Coley Jones was born probably in the latter half of the nineteenth century. It is presumed that much of his life was spent in Dallas. He recorded seven sides for Columbia beginning in December 1927 as a solo act accompanying himself on guitar. Jones was also in demand as a sideman and recorded several sides in December 1929, accompanying Bobbie Cadillac and Texas Bill Day on guitar. Jones became associated with the Dallas String Band, which recorded ten sides for Columbia between 1927 to 1929.
Virtually nothing is known about William McCoy other than he was probably from Texas. He recorded six sides for Columbia at three sessions; on December 6, 1927, December 7, 1928 and a final session on December 8, 1928. His records were advertised in the Defender on May 12, 1928, February 23, 1929 and September 21, 1929.
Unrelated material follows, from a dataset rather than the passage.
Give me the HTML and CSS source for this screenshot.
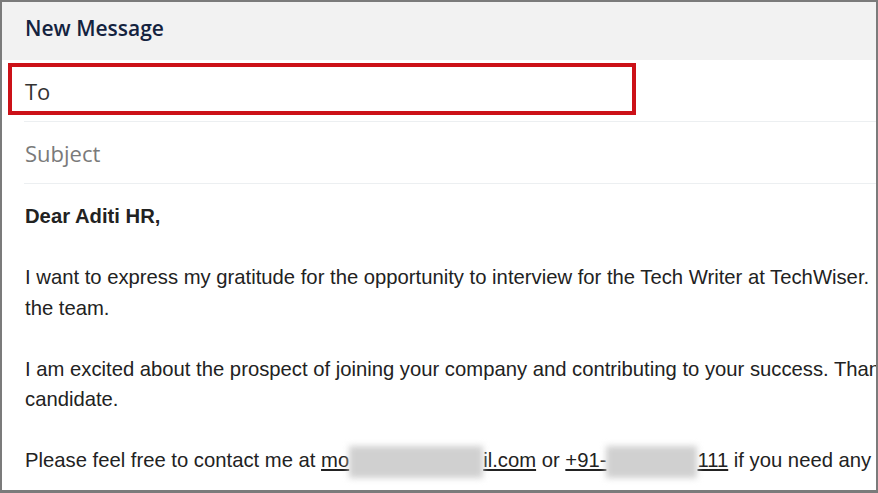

Little is known about Willie Reed, who recorded two songs on the same day as fellow Texas bluesman Otis Harris who exhibits a similar guitar style. Reed went on to accompany blues singer Texas Alexander on ten songs in 1934.
Otis Harris and Frenchy's String Band each cut one 78. Possibly from Dallas, TX., Otis Harris only had one 78 released under his name, "Walking Blues b/w You'll Like My Loving." Frenchy's String Band cut "Sunshine Special b/w Texas And Pacific Blues" in 1928. Polite "Frenchy" Christian was one of the New Orleans jazzmen who ventured westward in the 1920s, settling in Dallas. With a line-up here consisting of cornet, banjo, guitar and bowed bass, "Texas and Pacific Blues" gives an inkling of music played around New Orleans when a string band line up was used.